La misanthropie en littérature est un thème couru, maintes fois traité et repris, souvent lié à la pose de l’auteur se présentant en dandy, en inadapté, en poète maudit incompris de tous.

C’est un sujet d’écriture au demeurant très galvaudé.

Parfois, l’auteur qui prend cette posture a les moyens de ses prétentions, de ses ambitions, et d’ailleurs la postérité a retenu son nom à juste titre, pour d’autres, c’est souvent assez ridicule voire grotesque. Les artistes incompris de pacotille, les rebelles de ce type sont des fauves de salon comparés aux écrivains qui refusent les mondanités, les dorures, et l’ordure. Ces fauves de salon ne sont pas méchants, ils sont émouvants à force d’évoquer Rimbaud ou Baudelaire pour tout et n’importe quoi, de manière aussi désordonnée que l’adolescent post-pubère clame sa détestation de la famille pour mieux y cocooner, et continuer à se vautrer ensuite dans un mode de vie bourgeois. Et après tout, Claudel qui se réclamait de Rimbaud, et qui était un grand bourgeois conservateur, était aussi un grand écrivain, les fauves de salon peuvent donc avoir encore quelque espoir que leur démarche ne soit pas totalement vaine.

C’est encore mieux quand le prétendu inadapté rebelle, artiste et créateur, est jeune, et vendu comme génie précoce pour faire vendre (ne surtout pas oublier la coiffure de « rebelle » avec mèche ou frange « ad hoc »).

Au final, on songe plutôt à leur encontre au mot de Jean Paulhan répondant à une lettre d’injures de Céline, ce sont à la fois des enfants, des fous, mais aussi des hommes de talent, des génies avides de gloire.
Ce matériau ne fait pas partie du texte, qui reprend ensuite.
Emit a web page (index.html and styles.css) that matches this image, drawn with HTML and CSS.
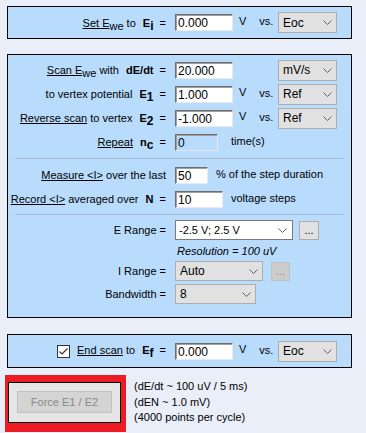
FILE: index.html
```html
<!DOCTYPE html>
<html lang="en">
<head>
    <meta charset="UTF-8">
    <meta name="viewport" content="width=device-width, initial-scale=1.0">
    <link rel="stylesheet" href="styles.css">
</head>
<body>
    <div class="page">
        <div class="panel panel-set">
            <div class="row">
                <span class="lbl"><u>Set E</u><sub>we</sub> to <b class="sym">E<sub>i</sub></b> =</span>
                <input class="edit w58" type="text" value="0.000">
                <span class="unit">V</span><span class="vs">vs.</span>
                <div class="combo"><span>Eoc</span><svg width="9" height="5" viewBox="0 0 9 5"><polyline points="0.5,0.5 4.5,4.5 8.5,0.5" fill="none" stroke="#606060"/></svg></div>
            </div>
        </div>

        <div class="panel panel-scan">
            <div class="row">
                <span class="lbl"><u>Scan E</u><sub>we</sub> with <b class="sym">dE/dt</b> =</span>
                <input class="edit w58" type="text" value="20.000">
                <div class="combo"><span>mV/s</span><svg width="9" height="5" viewBox="0 0 9 5"><polyline points="0.5,0.5 4.5,4.5 8.5,0.5" fill="none" stroke="#606060"/></svg></div>
            </div>
            <div class="row">
                <span class="lbl">to vertex potential <b class="sym">E<sub>1</sub></b> =</span>
                <input class="edit w58" type="text" value="1.000">
                <span class="unit">V</span><span class="vs">vs.</span>
                <div class="combo"><span>Ref</span><svg width="9" height="5" viewBox="0 0 9 5"><polyline points="0.5,0.5 4.5,4.5 8.5,0.5" fill="none" stroke="#606060"/></svg></div>
            </div>
            <div class="row">
                <span class="lbl"><u>Reverse scan</u> to vertex <b class="sym">E<sub>2</sub></b> =</span>
                <input class="edit w58" type="text" value="-1.000">
                <span class="unit">V</span><span class="vs">vs.</span>
                <div class="combo"><span>Ref</span><svg width="9" height="5" viewBox="0 0 9 5"><polyline points="0.5,0.5 4.5,4.5 8.5,0.5" fill="none" stroke="#606060"/></svg></div>
            </div>
            <div class="row">
                <span class="lbl"><u>Repeat</u> <b class="sym">n<sub>c</sub></b> =</span>
                <input class="edit w43 off" type="text" value="0" disabled>
                <span class="after">time(s)</span>
            </div>

            <div class="sep"></div>

            <div class="row">
                <span class="lbl"><u>Measure &lt;I&gt;</u> over the last</span>
                <input class="edit w33" type="text" value="50">
                <span class="after near">% of the step duration</span>
            </div>
            <div class="row">
                <span class="lbl"><u>Record &lt;I&gt;</u> averaged over <b class="sym">N</b> =</span>
                <input class="edit w48" type="text" value="10">
                <span class="after near">voltage steps</span>
            </div>

            <div class="sep sep-low"></div>

            <div class="row">
                <span class="lbl">E Range =</span>
                <div class="combo combo-white w118"><span>-2.5 V; 2.5 V</span><svg width="9" height="5" viewBox="0 0 9 5"><polyline points="0.5,0.5 4.5,4.5 8.5,0.5" fill="none" stroke="#606060"/></svg></div>
                <button class="dots">...</button>
            </div>
            <div class="resolution">Resolution = 100 uV</div>
            <div class="row row-i">
                <span class="lbl">I Range =</span>
                <div class="combo w88"><span>Auto</span><svg width="9" height="5" viewBox="0 0 9 5"><polyline points="0.5,0.5 4.5,4.5 8.5,0.5" fill="none" stroke="#606060"/></svg></div>
                <button class="dots dots-off" disabled>...</button>
            </div>
            <div class="row">
                <span class="lbl">Bandwidth =</span>
                <div class="combo w81"><span>8</span><svg width="9" height="5" viewBox="0 0 9 5"><polyline points="0.5,0.5 4.5,4.5 8.5,0.5" fill="none" stroke="#606060"/></svg></div>
            </div>
        </div>

        <div class="panel panel-end">
            <div class="row">
                <span class="lbl"><span class="check"><svg width="11" height="11" viewBox="0 0 11 11"><polyline points="1.5,5.5 4,8 9.5,2.5" fill="none" stroke="#333" stroke-width="1.2"/></svg></span><u>End scan</u> to <b class="sym">E<sub>f</sub></b> =</span>
                <input class="edit w58" type="text" value="0.000">
                <span class="unit">V</span><span class="vs">vs.</span>
                <div class="combo"><span>Eoc</span><svg width="9" height="5" viewBox="0 0 9 5"><polyline points="0.5,0.5 4.5,4.5 8.5,0.5" fill="none" stroke="#606060"/></svg></div>
            </div>
        </div>

        <div class="bottom">
            <div class="highlight">
                <div class="frame">
                    <button class="force" disabled>Force E1 / E2</button>
                </div>
            </div>
            <div class="notes">
                <div>(dE/dt ~ 100 uV / 5 ms)</div>
                <div>(dEN ~ 1.0 mV)</div>
                <div>(4000 points per cycle)</div>
            </div>
        </div>
    </div>
</body>
</html>
```

FILE: styles.css
```css
* {
    margin: 0;
    padding: 0;
    box-sizing: border-box;
}
body {
    background: #eaeef9;
    color: #000;
    font-family: "Liberation Sans", Arial, sans-serif;
    font-size: 11px;
    width: 366px;
    height: 433px;
    overflow: hidden;
}
.page {
    padding: 6px 14px 0 7px;
}

/* Panels */
.panel {
    width: 345px;
    background: #b9dcfd;
    border: 1px solid #000;
}
.panel-set {
    padding: 5px 0;
    margin-bottom: 15px;
}
.panel-set .row {
    height: 21px;
}
.panel-scan {
    padding: 3px 0 11px;
    margin-bottom: 16px;
}
.panel-end {
    padding: 5px 0;
}
.panel-end .row {
    height: 22px;
}

.row {
    display: flex;
    align-items: center;
    height: 24px;
    padding-right: 14px;
}
.row-i {
    height: 22px;
}
.lbl {
    width: 158px;
    margin-right: 9px;
    text-align: right;
    white-space: nowrap;
}
.lbl u {
    text-decoration: underline;
}
.lbl sub {
    font-size: 11px;
    vertical-align: -3px;
    line-height: 0;
}
.sym {
    font-weight: bold;
    margin-left: 4px;
    margin-right: 3px;
}
.sym sub {
    font-size: 12px;
}

/* Edits */
.edit {
    height: 17px;
    background: #fff;
    border: 1px solid;
    border-color: #6e6e6e #e9e9e9 #e9e9e9 #6e6e6e;
    box-shadow: inset 1px 1px 0 #a0a0a0;
    font-family: "Liberation Sans", Arial, sans-serif;
    font-size: 12px;
    color: #000;
    padding: 1px 0 0 2px;
    outline: none;
}
.edit.off {
    background: #b9dcfd;
}
.w58 { width: 58px; }
.w43 { width: 43px; }
.w33 { width: 33px; }
.w48 { width: 48px; }

.unit {
    margin-left: 6px;
    margin-top: -4px;
}
.vs {
    margin-left: 13px;
    margin-top: -3px;
}
.after {
    margin-left: 13px;
    margin-top: -3px;
}
.after.near {
    margin-left: 8px;
}

/* Combos */
.combo {
    display: flex;
    align-items: center;
    justify-content: space-between;
    width: 59px;
    height: 21px;
    margin-left: auto;
    padding: 0 4px;
    background: #e1e1e1;
    border: 1px solid #adadad;
    font-size: 12px;
}
.combo svg {
    flex-shrink: 0;
}
.combo-white {
    background: #fff;
    border-color: #7a7a7a;
    height: 20px;
    padding: 0 5px 0 3px;
    font-size: 11px;
}
.w118, .w88, .w81 {
    margin-left: 0;
}
.w118 { width: 118px; }
.w88 { width: 88px; height: 20px; }
.w81 { width: 81px; height: 20px; }

.dots {
    width: 20px;
    height: 19px;
    margin-left: 6px;
    background: #e1e1e1;
    border: 1px solid #adadad;
    font-family: "Liberation Sans", Arial, sans-serif;
    font-size: 11px;
    line-height: 17px;
    color: #000;
}
.dots-off {
    margin-left: 8px;
    width: 19px;
    background: #cccccc;
    border-color: #bfbfbf;
    color: #8d8d8d;
}

.resolution {
    height: 18px;
    line-height: 18px;
    padding-left: 169px;
    font-style: italic;
}

.sep {
    height: 1px;
    background: #a4bad2;
    margin: 4px 8px 4px 7px;
}
.sep-low {
    margin: 3px 8px 3px 7px;
}

/* Checkbox */
.check {
    display: inline-flex;
    align-items: center;
    justify-content: center;
    width: 13px;
    height: 13px;
    margin-right: 7px;
    vertical-align: -3px;
    background: #fff;
    border: 1px solid #333;
}

/* Bottom */
.bottom {
    display: flex;
    margin-top: 7px;
    margin-left: -2px;
}
.highlight {
    border-style: solid;
    border-color: #ed1c24;
    border-width: 7px 5px 9px 3px;
}
.frame {
    width: 113px;
    padding: 8px 8px 9px;
    background: #e5e5e5;
    border: 1px solid #000;
}
.force {
    display: block;
    width: 95px;
    height: 22px;
    background: #d4d4d4;
    border: 1px solid #c0c0c0;
    color: #8a8a8a;
    font-family: "Liberation Sans", Arial, sans-serif;
    font-size: 11px;
}
.notes {
    margin-left: 8px;
    margin-top: 4px;
    line-height: 15.5px;
}
```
Ils ont des blessures diverses, surtout à cause du monde, dont ils ressentent la sottise et la cruauté plus fortement que les autres. Ce sont finalement des blessures d’amour, en particulier pour Léautaud, mais aussi pour Céline, qui feint de haïr ses semblables mais qui veut à tout prix ou presque leur reconnaissance.

Léautaud, qui était habillé en Auguste, a souvent été amoureux et ses amours furent chaotiques, on se rappellera des éclats avec Le Fléau, sa relation amour/haine avec les femmes. Léautaud affirmait détester les êtres humains, ses semblables pitoyables, primates à peine debout sur leurs deux pattes antérieurs, et leur préférer les animaux, plus tendres, plus simples, moins enclins à la perversité, l’envie, l’avidité, la cruauté envers son prochain.


Ces deux auteurs comme beaucoup de natures très sensibles sont dans l’incapacité au compromis sentimental, amical, à l’amour mesuré, raisonnable, sage, et finalement un rien étriqué. Il est difficile de leur demander de rentrer dans un cadre ce dont ils sont incapables.

Léautaud recherchait l’amour fou, fusionnel, les colères étaient nombreuses comme on peut le lire dans son journal, tout comme les réconciliations toutes aussi orageuses. Il ne supportait pas, tout comme ses maîtresses, le banal, qu’il confondait avec le médiocre, il y aussi un bonheur caché, plus discret, dans les petits gestes de complicité et d’affection quotidiens que peuvent s’échanger les couples. Il y a ce bonheur à contempler en observant la femme que l’on aime quand elle a ses gestes d’abandon, quand elle est seulement elle-même.

Comme tout grand amoureux, Léautaud le sait, mais angoissé par la fin possible de l’amour il préfère provoquer la colère, la rupture, en demeurant un caustique inguérissable. Plutôt le bruit et la fureur, la solitude rageuse, que prendre le risque de souffrir et de laisser un amour mourir. Il y a cette anxiété terrible, cette crainte de mal aimer aussi, cette quête des sentiments parfaits, comme les enfants les recherchent, l’adulte sachant qu’ils sont par définition impossibles.

Sur ce point là, Céline est aussi un enfant comme Léautaud, on sent dans ses amitiés, à travers ses lettres à Roger Nimier, Denoèl ou Gaston Gallimard, cette recherche de la perfection et d’une amitié sans réelle réciprocité où c’est l’ami qui couve, qui prend les coups, les responsabilités à la place, et à qui l’on peut reprocher la brutalité et la sottise du monde extérieur, du monde des adultes où ils ne sont jamais au fond rentrés en demeurant des spectateurs dégoûtés par ce qu’ils y voient.

Leur misanthropie est aussi leur faiblesse, mais comme du charbon naissent parfois quelques diamants, de celle-ci naît le génie particulier de leur œuvre littéraire. Cette hyper-émotivité du style que l’on trouve surtout chez Céline, mais aussi, dans une moindre mesure, chez Léautaud, ce chuchotement fébrile et passionné, presque bredouillé chez l’auteur du « Bestiaire ».